As the author of numerous books on reconciliation, forgiveness and human rights issues, Dr. Boraine has been deeply involved in South Africa's effort to deal with the history and effects of apartheid. He has also been engaged in assisting the process of transition in several countries, including Northern Ireland and Bosnia.

Boraine’s lecture, Sourth Africa’s Democratic Transition: The Challenge to Achiueve Justice. Lessons for Cuba and Others, will serve as a springboard for a panel discussion moderated by Pérez-Stable. Panelists include FIU professor Anthony Maingot, Ricardo Bofill of the Committee for Human Rights, and George F. Knox, a Miami attorney.
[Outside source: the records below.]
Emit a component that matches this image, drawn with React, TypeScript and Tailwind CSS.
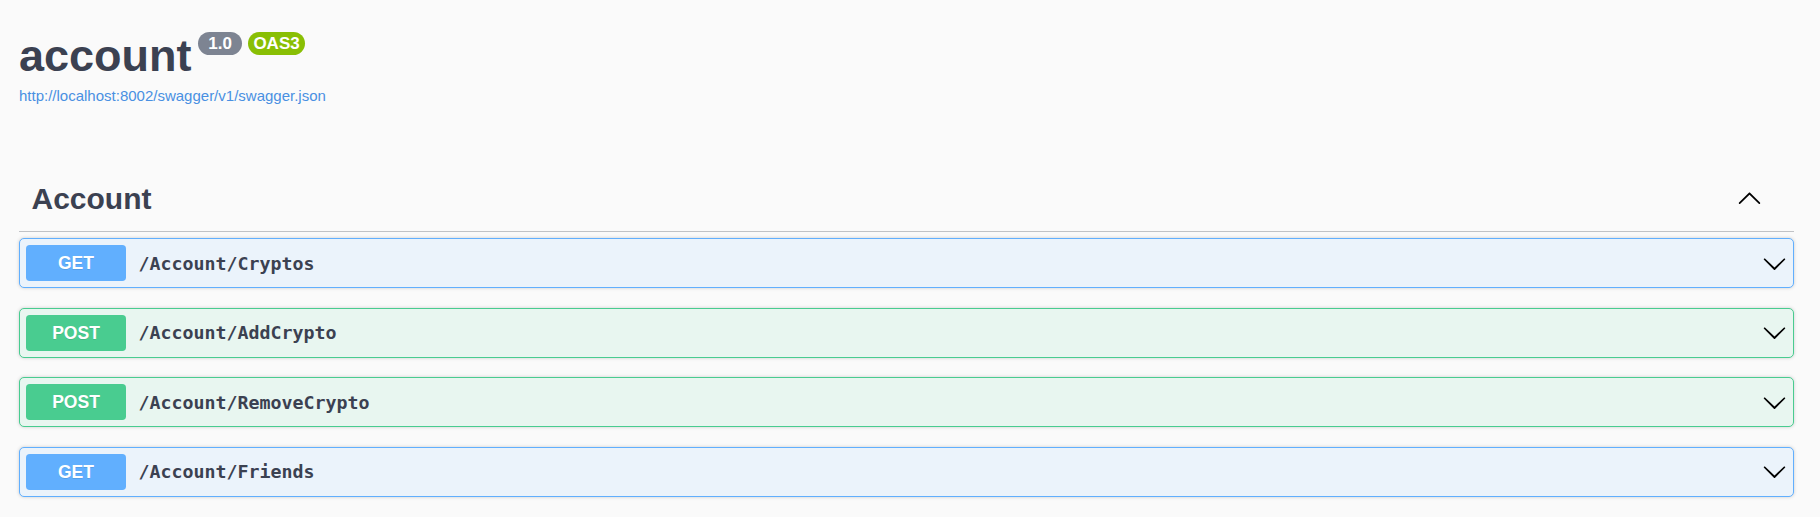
import React from "react";

const sans = { fontFamily: '"Liberation Sans", Arial, sans-serif' };

function ChevronDown() {
  return (
    <svg width="25" height="25" viewBox="0 0 20 20" className="shrink-0">
      <path
        fill="#000"
        d="M17.418 6.109c.272-.268.709-.268.979 0s.271.701 0 .969l-7.908 7.83c-.27.268-.707.268-.979 0l-7.908-7.83c-.27-.268-.27-.701 0-.969.271-.268.709-.268.979 0L10 13.25l7.418-7.141z"
      />
    </svg>
  );
}

function ChevronUp() {
  return (
    <svg width="25" height="25" viewBox="0 0 20 20" className="shrink-0 mt-[-3px]">
      <path
        fill="#000"
        d="M17.418 14.908c.272.268.709.268.979 0s.271-.701 0-.969l-7.908-7.83c-.27-.268-.707-.268-.979 0l-7.908 7.83c-.27.268-.27.701 0 .969.271.268.709.268.979 0L10 7.767l7.418 7.141z"
      />
    </svg>
  );
}

type Op = { method: "GET" | "POST"; path: string };

const ops: Op[] = [
  { method: "GET", path: "/Account/Cryptos" },
  { method: "POST", path: "/Account/AddCrypto" },
  { method: "POST", path: "/Account/RemoveCrypto" },
  { method: "GET", path: "/Account/Friends" },
];

function OpBlock({ op }: { op: Op }) {
  const isGet = op.method === "GET";
  return (
    <div
      className={
        "flex h-[50px] items-center rounded-[5px] border px-[6px] mb-[19.5px] shadow-[0_0_3.75px_rgba(0,0,0,0.19)] " +
        (isGet ? "border-[#61affe] bg-[#ebf3fb]" : "border-[#49cc90] bg-[#e8f6f0]")
      }
    >
      <div
        className={
          "flex h-[36px] w-[100px] shrink-0 items-center justify-center rounded-[3.75px] text-[17.5px] font-bold text-white [text-shadow:0_1px_0_rgba(0,0,0,0.1)] " +
          (isGet ? "bg-[#61affe]" : "bg-[#49cc90]")
        }
        style={sans}
      >
        {op.method}
      </div>
      <div
        className="flex-1 px-[12.5px] text-[18.3px] font-bold text-[#3b4151]"
        style={{ fontFamily: '"DejaVu Sans Mono", "Liberation Mono", monospace' }}
      >
        {op.path}
      </div>
      <ChevronDown />
    </div>
  );
}

export default function App() {
  return (
    <div className="min-h-screen w-full bg-[#fafafa]" style={sans}>
      <div className="pl-[19px] pr-[26px] pt-[29.5px]">
        <div className="flex items-start">
          <h2 className="m-0 text-[45px] leading-[52px] font-bold text-[#3b4151]">account</h2>
          <span className="ml-[6.5px] mt-[2.5px] flex h-[23px] w-[44px] items-center justify-center rounded-full bg-[#7d8492] text-[17px] font-bold text-white">
            1.0
          </span>
          <span className="ml-[6px] mt-[2.5px] flex h-[23px] w-[57px] items-center justify-center rounded-full bg-[#89bf04] text-[17px] font-bold text-white">
            OAS3
          </span>
        </div>
        <div className="mt-[5.8px] text-[15px] leading-[17px] text-[#4990e2]">
          http://localhost:8002/swagger/v1/swagger.json
        </div>

        <div className="mt-[65.7px]">
          <div className="flex items-center border-b border-[rgba(59,65,81,0.3)] pl-[12.5px] pr-[32px] pt-[12.5px] pb-[14.5px]">
            <h3 className="m-0 flex-1 text-[30px] leading-[34px] font-bold text-[#3b4151]">Account</h3>
            <ChevronUp />
          </div>
          <div className="pt-[6.25px]">
            {ops.map((op) => (
              <OpBlock key={op.path} op={op} />
            ))}
          </div>
        </div>
      </div>
    </div>
  );
}
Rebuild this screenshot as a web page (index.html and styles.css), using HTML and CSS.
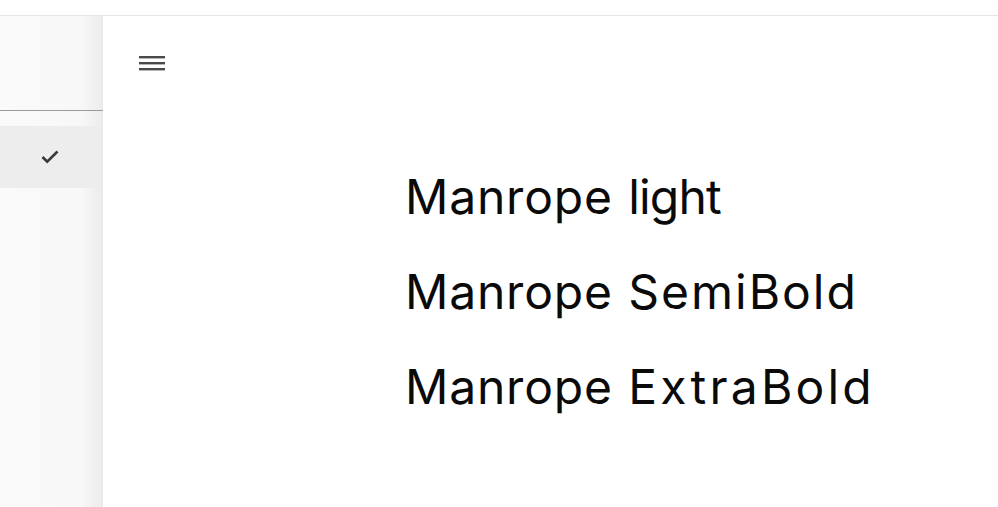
FILE: index.html
```html
<!DOCTYPE html>
<html>
<head>
<meta charset="utf-8">
<link rel="stylesheet" href="styles.css">
</head>
<body>
<div class="topbar"></div>
<div class="layout">
  <aside class="sidebar">
    <div class="sidebar-head"></div>
    <div class="sidebar-list">
      <div class="item selected">
        <svg class="check" width="18" height="14" viewBox="0 0 18 14"><path d="M1.5 7 L6.2 11.6 L16.5 1.5" fill="none" stroke="#3a3a3a" stroke-width="2.7"/></svg>
      </div>
    </div>
  </aside>
  <main class="main">
    <div class="toolbar">
      <svg class="menu" width="26" height="15" viewBox="0 0 26 15"><rect x="0" y="0" width="26" height="2.4" fill="#4a4a4a"/><rect x="0" y="6" width="26" height="2.4" fill="#4a4a4a"/><rect x="0" y="12" width="26" height="2.4" fill="#4a4a4a"/></svg>
    </div>
    <div class="samples">
      <p class="sample"><span class="word">Manrope</span> <span class="word narrow">light</span></p>
      <p class="sample"><span class="word">Manrope</span> <span class="word wide">SemiBold</span></p>
      <p class="sample"><span class="word">Manrope</span> <span class="word wider">ExtraBold</span></p>
    </div>
  </main>
</div>
</body>
</html>
```
FILE: styles.css
```css
html, body {
  margin: 0;
  padding: 0;
  background: #fff;
  height: 100%;
  overflow: hidden;
}
body {
  font-family: Inter, "Open Sans", sans-serif;
}
.topbar {
  height: 15px;
  border-bottom: 1px solid #e6e6e6;
}
.layout {
  display: flex;
  height: calc(100% - 16px);
}
.sidebar {
  width: 103px;
  flex: none;
  background: linear-gradient(to right, #fafafa 0, #f8f8f8 80px, #ededed 100px, #e9e9e9 103px);
}
.sidebar-head {
  height: 94px;
  border-bottom: 1px solid #9a9a9a;
}
.sidebar-list {
  padding-top: 15px;
}
.item {
  width: 100px;
  height: 62px;
  display: flex;
  align-items: center;
  justify-content: flex-end;
  box-sizing: border-box;
  padding-right: 41px;
}
.item.selected {
  background: #ededed;
}
.check {
  display: block;
}
.main {
  flex: 1;
  padding-left: 36px;
}
.toolbar {
  padding-top: 40px;
  height: 15px;
}
.menu {
  display: block;
}
.samples {
  padding-left: 266px;
  padding-top: 78px;
}
.sample {
  margin: 0;
  font-size: 48px;
  line-height: 95px;
  font-weight: 400;
  color: #0a0a0a;
  word-spacing: 2px;
}
.word {
  letter-spacing: 0.8px;
}
.word.narrow {
  letter-spacing: -0.8px;
}
.word.wide {
  letter-spacing: 2px;
}
.word.wider {
  letter-spacing: 3.2px;
}
```
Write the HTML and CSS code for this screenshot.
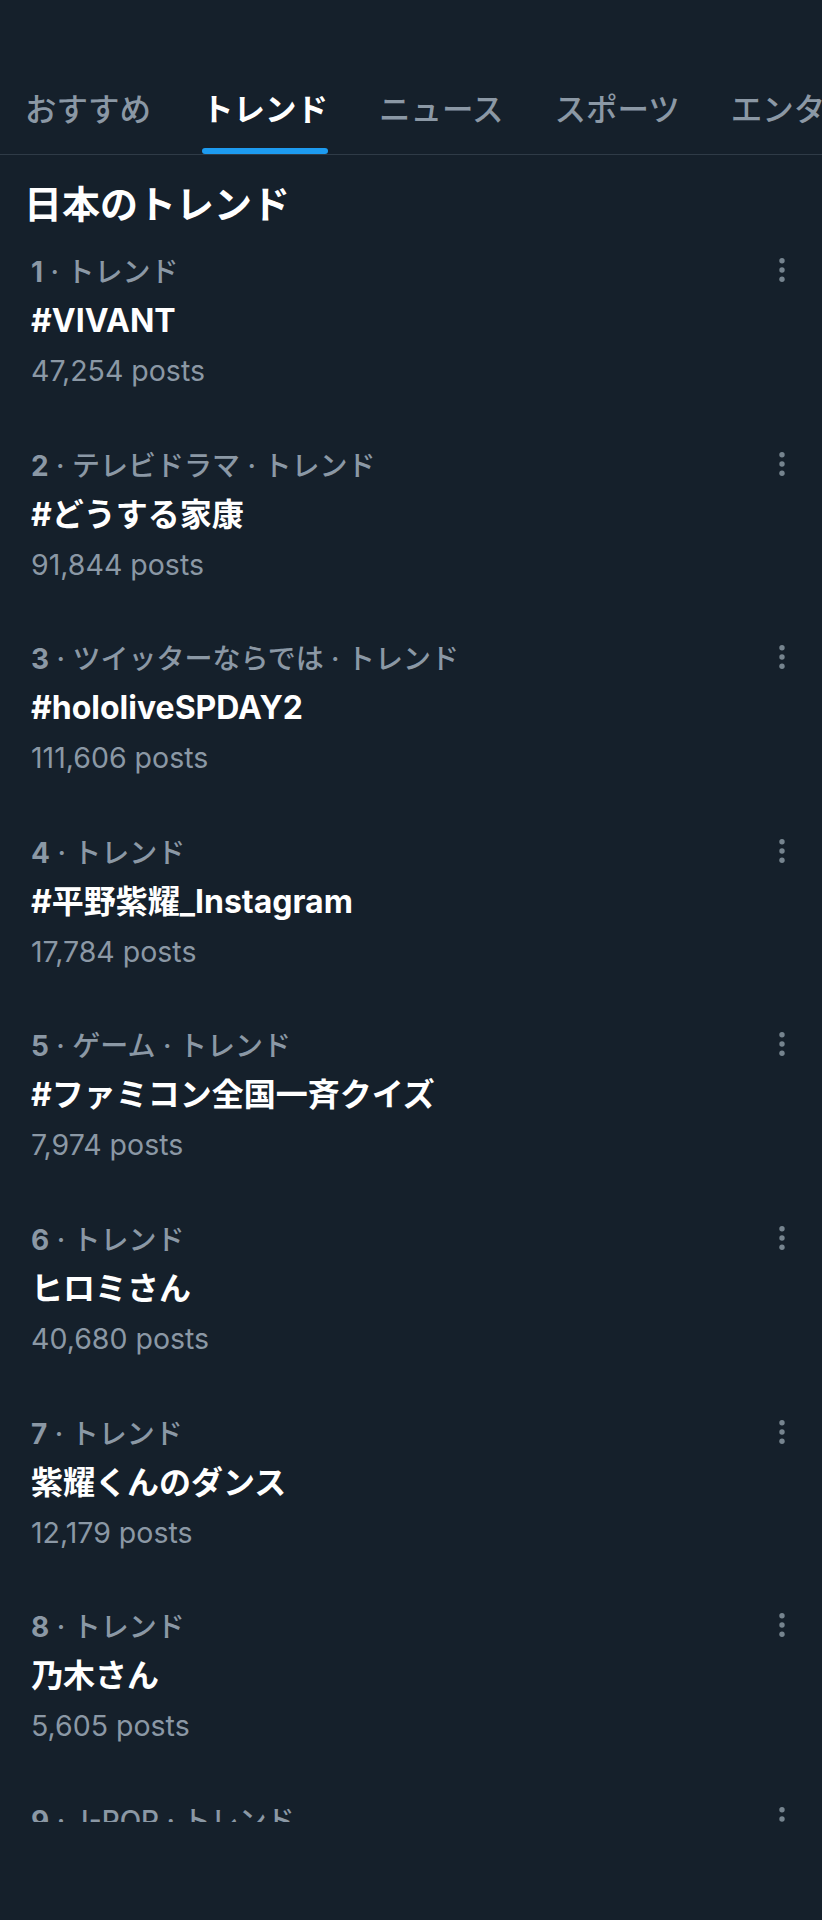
FILE: index.html
```html
<!DOCTYPE html>
<html lang="ja">
<head>
    <meta charset="UTF-8">
    <meta name="viewport" content="width=device-width, initial-scale=1.0">
    <title>トレンド</title>
    <link rel="stylesheet" href="styles.css">
</head>
<body>
    <div class="topbar"></div>

    <nav class="tabs">
        <span class="tab">おすすめ</span>
        <span class="tab active">トレンド</span>
        <span class="tab">ニュース</span>
        <span class="tab">スポーツ</span>
        <span class="tab">エンタメ</span>
    </nav>

    <h1 class="heading">日本のトレンド</h1>

    <div class="list">
        <div class="trend">
            <div class="meta"><span><b>1</b> · トレンド</span><svg class="more" viewBox="0 0 24 24"><circle cx="12" cy="2.7" r="2.7"/><circle cx="12" cy="12" r="2.7"/><circle cx="12" cy="21.3" r="2.7"/></svg></div>
            <div class="title">#VIVANT</div>
            <div class="count">47,254 posts</div>
        </div>
        <div class="trend">
            <div class="meta"><span><b>2</b> · テレビドラマ · トレンド</span><svg class="more" viewBox="0 0 24 24"><circle cx="12" cy="2.7" r="2.7"/><circle cx="12" cy="12" r="2.7"/><circle cx="12" cy="21.3" r="2.7"/></svg></div>
            <div class="title">#どうする家康</div>
            <div class="count">91,844 posts</div>
        </div>
        <div class="trend">
            <div class="meta"><span><b>3</b> · ツイッターならでは · トレンド</span><svg class="more" viewBox="0 0 24 24"><circle cx="12" cy="2.7" r="2.7"/><circle cx="12" cy="12" r="2.7"/><circle cx="12" cy="21.3" r="2.7"/></svg></div>
            <div class="title">#hololiveSPDAY2</div>
            <div class="count">111,606 posts</div>
        </div>
        <div class="trend">
            <div class="meta"><span><b>4</b> · トレンド</span><svg class="more" viewBox="0 0 24 24"><circle cx="12" cy="2.7" r="2.7"/><circle cx="12" cy="12" r="2.7"/><circle cx="12" cy="21.3" r="2.7"/></svg></div>
            <div class="title">#平野紫耀_Instagram</div>
            <div class="count">17,784 posts</div>
        </div>
        <div class="trend">
            <div class="meta"><span><b>5</b> · ゲーム · トレンド</span><svg class="more" viewBox="0 0 24 24"><circle cx="12" cy="2.7" r="2.7"/><circle cx="12" cy="12" r="2.7"/><circle cx="12" cy="21.3" r="2.7"/></svg></div>
            <div class="title">#ファミコン全国一斉クイズ</div>
            <div class="count">7,974 posts</div>
        </div>
        <div class="trend">
            <div class="meta"><span><b>6</b> · トレンド</span><svg class="more" viewBox="0 0 24 24"><circle cx="12" cy="2.7" r="2.7"/><circle cx="12" cy="12" r="2.7"/><circle cx="12" cy="21.3" r="2.7"/></svg></div>
            <div class="title">ヒロミさん</div>
            <div class="count">40,680 posts</div>
        </div>
        <div class="trend">
            <div class="meta"><span><b>7</b> · トレンド</span><svg class="more" viewBox="0 0 24 24"><circle cx="12" cy="2.7" r="2.7"/><circle cx="12" cy="12" r="2.7"/><circle cx="12" cy="21.3" r="2.7"/></svg></div>
            <div class="title">紫耀くんのダンス</div>
            <div class="count">12,179 posts</div>
        </div>
        <div class="trend">
            <div class="meta"><span><b>8</b> · トレンド</span><svg class="more" viewBox="0 0 24 24"><circle cx="12" cy="2.7" r="2.7"/><circle cx="12" cy="12" r="2.7"/><circle cx="12" cy="21.3" r="2.7"/></svg></div>
            <div class="title">乃木さん</div>
            <div class="count">5,605 posts</div>
        </div>
        <div class="trend">
            <div class="meta"><span><b>9</b> · J-POP · トレンド</span><svg class="more" viewBox="0 0 24 24"><circle cx="12" cy="2.7" r="2.7"/><circle cx="12" cy="12" r="2.7"/><circle cx="12" cy="21.3" r="2.7"/></svg></div>
            <div class="title">#J-POP</div>
            <div class="count">9,999 posts</div>
        </div>
    </div>
</body>
</html>
```

FILE: styles.css
```css
body {
    margin: 0;
    width: 822px;
    height: 1920px;
    overflow: hidden;
    background: #15202b;
    color: #fff;
    font-family: Inter, "Noto Sans CJK JP", sans-serif;
}
.topbar {
    height: 90px;
}
.tabs {
    display: flex;
    gap: 51px;
    padding: 0 25px;
    border-bottom: 1px solid #2f3b47;
    overflow: hidden;
    white-space: nowrap;
}
.tab {
    position: relative;
    flex-shrink: 0;
    font-size: 31.5px;
    line-height: 40px;
    padding-bottom: 24px;
    font-weight: 500;
    color: #8b98a5;
}
.tab.active {
    color: #fff;
    font-weight: 700;
}
.tab.active::after {
    content: "";
    position: absolute;
    left: 0;
    right: 0;
    bottom: 0;
    height: 6px;
    border-radius: 3px;
    background: #1d9bf0;
}
.heading {
    margin: 25px 0 2px;
    padding-left: 24px;
    font-size: 38px;
    line-height: 48px;
    font-weight: 700;
}
.list {
    height: 1592px;
    overflow: hidden;
}
.trend {
    height: 193.6px;
    box-sizing: border-box;
    padding: 20px 28px 0 31px;
}
.meta {
    display: flex;
    justify-content: space-between;
    align-items: center;
    height: 40px;
    font-size: 28px;
    font-weight: 500;
    color: #8b98a5;
}
.meta b {
    font-weight: 700;
}
.more {
    width: 24px;
    height: 24px;
    fill: #76848f;
}
.title {
    font-size: 32px;
    line-height: 62px;
    font-weight: 700;
}
.count {
    font-size: 28.5px;
    line-height: 38px;
    color: #8b98a5;
}
```
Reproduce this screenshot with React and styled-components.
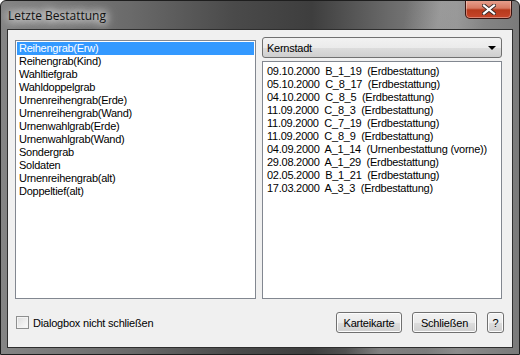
import React from "react";
import styled, { createGlobalStyle } from "styled-components";

const Global = createGlobalStyle`
  html, body { margin: 0; padding: 0; background: #fff; }
  body { width: 520px; height: 355px; overflow: hidden; }
`;

const Window = styled.div`
  width: 520px;
  height: 355px;
  box-sizing: border-box;
  display: flex;
  flex-direction: column;
  border: 1px solid #1e1e1e;
  border-radius: 6px 6px 0 0;
  background:
    linear-gradient(100deg, rgba(255,255,255,0) 0%, rgba(255,255,255,0) 70%, rgba(255,255,255,0.18) 76%, rgba(255,255,255,0) 84%),
    linear-gradient(90deg, #858585 0%, #6a6a6a 25%, #4a4a4a 45%, #3e3e3e 60%, #6a6a6a 75%, #8c8c8c 88%, #7a7a7a 100%);
  overflow: hidden;
  font-family: "Liberation Sans", Arial, sans-serif;
`;

const TitleBar = styled.div`
  height: 28px;
  flex: none;
  display: flex;
  align-items: flex-start;
  justify-content: space-between;
  position: relative;
`;

const Title = styled.div`
  font-family: "Open Sans", "Noto Sans", sans-serif;
  font-size: 12px;
  color: #111;
  padding: 6px 0 0 7px;
  text-shadow: 0 0 8px #fff, 0 0 10px #fff, 0 0 14px rgba(255,255,255,0.9);
`;

const CloseButton = styled.div`
  width: 47px;
  height: 19px;
  margin-right: 7px;
  margin-top: -1px;
  box-sizing: border-box;
  border: 1px solid #3a1410;
  border-top: none;
  border-radius: 0 0 5px 5px;
  background: linear-gradient(180deg, #e8a391 0%, #d77a62 45%, #b73a1c 55%, #c7452a 100%);
  box-shadow: inset 0 0 0 1px rgba(255,255,255,0.35);
  display: flex;
  align-items: center;
  justify-content: center;
`;

const Frame = styled.div`
  flex: 1;
  display: flex;
  padding: 0 6px 6px 6px;
`;

const Client = styled.div`
  flex: 1;
  box-sizing: border-box;
  border: 1px solid #2e2e2e;
  background: #f0f0f0;
  display: flex;
  flex-direction: column;
  padding: 7px 8px 10px 7px;
  color: #000;
`;

const Columns = styled.div`
  display: flex;
  gap: 6px;
  height: 262px;
`;

const LeftList = styled.div`
  width: 241px;
  margin-top: 3px;
  box-sizing: border-box;
  border: 1px solid #828790;
  background: #fff;
  padding: 1px;
`;

const RightCol = styled.div`
  width: 240px;
  display: flex;
  flex-direction: column;
  gap: 3px;
`;

const Combo = styled.div`
  height: 21px;
  box-sizing: border-box;
  border: 1px solid #707070;
  border-radius: 3px;
  background: linear-gradient(180deg, #f2f2f2 0%, #ebebeb 50%, #dddddd 51%, #cfcfcf 100%);
  display: flex;
  align-items: center;
  justify-content: space-between;
  padding: 0 5px 0 4px;
  font-size: 11px;
  letter-spacing: -0.25px;
`;

const Arrow = styled.div`
  width: 0;
  height: 0;
  border-left: 4px solid transparent;
  border-right: 4px solid transparent;
  border-top: 4px solid #000;
  margin-top: 1px;
`;

const RightList = styled.div`
  flex: 1;
  box-sizing: border-box;
  border: 1px solid #828790;
  background: #fff;
  padding: 3px 1px;
`;

const Item = styled.div`
  height: 13px;
  line-height: 13px;
  font-size: 11px;
  letter-spacing: -0.25px;
  white-space: pre;
  padding-left: ${p => p.$indent || 2}px;
  background: ${p => (p.$selected ? "#3399ff" : "transparent")};
  color: ${p => (p.$selected ? "#fff" : "#000")};
`;

const Bottom = styled.div`
  margin-top: 13px;
  display: flex;
  align-items: center;
  justify-content: space-between;
`;

const CheckLabel = styled.label`
  display: flex;
  align-items: center;
  gap: 4px;
  font-size: 11px;
  letter-spacing: -0.2px;
  margin-left: 1px;
`;

const Box = styled.span`
  width: 13px;
  height: 13px;
  box-sizing: border-box;
  border: 1px solid #8e8f8f;
  background: linear-gradient(135deg, #dcdcdc 0%, #f0f0f0 60%, #fbfbfb 100%);
  box-shadow: inset 0 0 0 1px #f4f4f4;
`;

const Buttons = styled.div`
  display: flex;
  gap: 10px;
`;

const Button = styled.div`
  width: ${p => p.$w}px;
  height: 21px;
  box-sizing: border-box;
  border: 1px solid #707070;
  border-radius: 3px;
  background: linear-gradient(180deg, #f2f2f2 0%, #ebebeb 50%, #dddddd 51%, #cfcfcf 100%);
  box-shadow: inset 0 0 0 1px #fcfcfc;
  display: flex;
  align-items: center;
  justify-content: center;
  font-size: 11px;
  letter-spacing: -0.2px;
`;

const leftItems = [
  "Reihengrab(Erw)",
  "Reihengrab(Kind)",
  "Wahltiefgrab",
  "Wahldoppelgrab",
  "Urnenreihengrab(Erde)",
  "Urnenreihengrab(Wand)",
  "Urnenwahlgrab(Erde)",
  "Urnenwahlgrab(Wand)",
  "Sondergrab",
  "Soldaten",
  "Urnenreihengrab(alt)",
  "Doppeltief(alt)",
];

const rightItems = [
  "09.10.2000  B_1_19  (Erdbestattung)",
  "05.10.2000  C_8_17  (Erdbestattung)",
  "04.10.2000  C_8_5  (Erdbestattung)",
  "11.09.2000  C_8_3  (Erdbestattung)",
  "11.09.2000  C_7_19  (Erdbestattung)",
  "11.09.2000  C_8_9  (Erdbestattung)",
  "04.09.2000  A_1_14  (Urnenbestattung (vorne))",
  "29.08.2000  A_1_29  (Erdbestattung)",
  "02.05.2000  B_1_21  (Erdbestattung)",
  "17.03.2000  A_3_3  (Erdbestattung)",
];

export default function App() {
  return (
    <>
      <Global />
      <Window>
        <TitleBar>
          <Title>Letzte Bestattung</Title>
          <CloseButton>
            <svg width="14" height="11" viewBox="0 0 14 11">
              <path d="M2 1.5 L12 9.5 M12 1.5 L2 9.5" stroke="#3a2a28" strokeWidth="4" strokeLinecap="square" />
              <path d="M2 1.5 L12 9.5 M12 1.5 L2 9.5" stroke="#ffffff" strokeWidth="2.2" strokeLinecap="square" />
            </svg>
          </CloseButton>
        </TitleBar>
        <Frame>
          <Client>
            <Columns>
              <LeftList>
                {leftItems.map((t, i) => (
                  <Item key={t} $selected={i === 0}>{t}</Item>
                ))}
              </LeftList>
              <RightCol>
                <Combo>
                  <span>Kernstadt</span>
                  <Arrow />
                </Combo>
                <RightList>
                  {rightItems.map(t => (
                    <Item key={t} $indent={3}>{t}</Item>
                  ))}
                </RightList>
              </RightCol>
            </Columns>
            <Bottom>
              <CheckLabel>
                <Box />
                <span>Dialogbox nicht schließen</span>
              </CheckLabel>
              <Buttons>
                <Button $w={66}>Karteikarte</Button>
                <Button $w={65}>Schließen</Button>
                <Button $w={17}>?</Button>
              </Buttons>
            </Bottom>
          </Client>
        </Frame>
      </Window>
    </>
  );
}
The event, which is free and open to the public, will take place on Thurs., June 19, 2003 at 7:30 p.m. in the FIU-University Park Green Library, room 100. 11200 SW 8 St. in West Miami-Dade County.

The first phase of the reconciliation project led by Pérez-Stable involved a group of 26 experts – exiled Cubans as well as individuals of other nationalities – who earlier this year published the aforementioned 135-page report to answer the question: What to do with the legacy of human rights violations in Cuba once the transition is underway? The report points to four aspects of national reconciliation: individual, family, diaspora, and political. Cuban National Reconciliation is available on the web in Spanish and English at: http://memoria.fiu.edu.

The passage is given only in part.